About PDB At A Glance

The PDB structure entries, consisting of a collection of files having nondescript names, cannot be easily grasped in a biochemically meaningful context. Manually organizing the structures based on the descriptive information in the files is becoming less and less practical as the database expands.

A chemically or biologically meaningful context can be provided by the user in the form of a search keyword (e.g. hemoglobin), but the range of available contexts cannot be predetermined from the database itself--users must know, in general, what they are looking for. Although searching is an extremely useful approach for locating specific PDB entries, the scope of the database is best ascertained by browsing a set of predetermined contexts. Useful contexts include molecular classes (e.g. "cytochrome"), secondary/tertiary structural classes (e.g. "globin fold") functional classes (e.g. "binding protein"), species of origin, and experimental determination method.

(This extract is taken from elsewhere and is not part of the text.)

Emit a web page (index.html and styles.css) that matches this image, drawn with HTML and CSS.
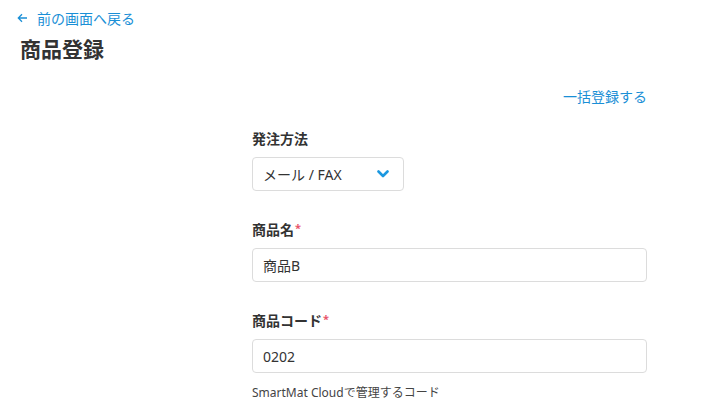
FILE: index.html
```html
<!DOCTYPE html>
<html lang="ja">
<head>
<meta charset="utf-8">
<title>商品登録</title>
<link rel="stylesheet" href="styles.css">
</head>
<body>
<header class="page-head">
  <a class="back-link" href="#">
    <svg class="back-icon" width="11" height="10" viewBox="0 0 11 10"><path d="M10 5H1.5M5 1.3L1.3 5 5 8.7" fill="none" stroke="currentColor" stroke-width="1.3"/></svg>
    <span>前の画面へ戻る</span>
  </a>
  <h1 class="page-title">商品登録</h1>
</header>
<main class="form-wrap">
  <div class="bulk-row"><a class="bulk-link" href="#">一括登録する</a></div>
  <div class="field">
    <label class="field-label">発注方法</label>
    <div class="select">
      <span>メール / FAX</span>
      <svg class="chev" width="12" height="8" viewBox="0 0 12 8"><path d="M1.5 1.5L6 6l4.5-4.5" fill="none" stroke="#1b98e0" stroke-width="2.6" stroke-linecap="round" stroke-linejoin="round"/></svg>
    </div>
  </div>
  <div class="field">
    <label class="field-label">商品名<span class="req">*</span></label>
    <div class="input">商品B</div>
  </div>
  <div class="field">
    <label class="field-label">商品コード<span class="req">*</span></label>
    <div class="input">0202</div>
    <p class="help">SmartMat Cloudで管理するコード</p>
  </div>
</main>
</body>
</html>
```
FILE: styles.css
```css
* { box-sizing: border-box; }
body {
  margin: 0;
  background: #fff;
  font-family: "Noto Sans", "Noto Sans CJK JP", sans-serif;
  color: #333;
}
.page-head {
  padding: 8px 20px 0 17px;
}
.back-link {
  display: flex;
  align-items: center;
  gap: 9px;
  height: 20px;
  font-size: 14px;
  color: #1a8fd6;
  text-decoration: none;
}
.back-icon { display: block; }
.page-title {
  margin: 7px 0 0 3px;
  font-size: 21px;
  line-height: 28px;
  font-weight: 700;
  color: #333;
}
.form-wrap {
  width: 395px;
  margin: 24px 0 0 252px;
}
.bulk-row {
  display: flex;
  justify-content: flex-end;
  height: 20px;
  line-height: 20px;
}
.bulk-link {
  font-size: 14px;
  color: #1a8fd6;
  text-decoration: none;
}
.field { margin-top: 22px; }
.field + .field { margin-top: 29px; }
.field-label {
  display: block;
  height: 20px;
  font-size: 14px;
  line-height: 20px;
  font-weight: 700;
  color: #333;
}
.req {
  color: #e8546b;
  font-size: 11px;
  line-height: 0;
  vertical-align: 3px;
  margin-left: 1px;
}
.select, .input {
  margin-top: 8px;
  height: 34px;
  border: 1px solid #dcdcdc;
  border-radius: 4px;
  padding: 0 10px;
  display: flex;
  align-items: center;
  font-size: 14px;
  color: #333;
}
.select {
  width: 152px;
  justify-content: space-between;
  padding-right: 14px;
}
.chev { display: block; }
.help {
  margin: 11px 0 0;
  font-size: 12px;
  line-height: 18px;
  color: #444;
}
```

The descriptive information in the PDB files is distributed between a set of fields (e.g. "HEADER"). The PDB structures can be classified in a given context by searching the information in these fields using pre-defined search strings. Previous versions of PDB At A Glance were based on manually compiled static lists that required updating with each new version of the PDB. In the past, automated searching could not discriminate between applicable and inapplicable descriptive information in the PDB files, thereby resulting in an unacceptably large number of misclassifications. A field-specific search engine has recently been developed, paving the way for an automated PDB classification system.

PDB At A Glance consists of a set of pre-defined biochemically meaningful search contexts (accessed by keyword). Every attempt has been made to select a set of keywords (e.g. "protease") that represent the entire territory of the database. However, some structures may have been unintentionally omitted (please let us know if you find any). If a structure cannot be found in any of the keyword lists, a user-defined search should be performed using Molecules R Us.

Each of the structural classifications in PDB At A Glance have been separated, where applicable, into the following sub-types: non-complexed (generic, inhibitor, or activator) and complexed (generic or inhibitor). This classification is based on the presence or absence of the words "complex", "inhibitor", or "activator" in the "COMPND" or "HEADER" fields of the PDB files. In most cases, macromolecules bound solely to metal ions, small inorganic ligands (e.g. molecular oxygen), H+, etc. are not designated as complexes by PDB contributors, and therefore, are not picked up as complexes by the search.

Legend
Generic Non-complexed
Generic Complexed
Inhibitor-Complexed
Non-Complexed Inhibitor
Non-Complexed Activator


Related PDB Browsing Tools

"The Annotated Guide to the Brookhaven Protein Data Bank" (Laura Lynn Walsh, University of Illinois) is a flat listing of PDB entries according to molecular class and species of origin, with sub-classifications for structure and experimental determination method.

PDB entries are listed in the context of secondary/tertiary structure in the "Structural Classification of Proteins (SCOP)" (Cambridge Univ.) WWW server. This resource makes use of hypertext to provide a hierarchical organization and direct links to an interactive viewer.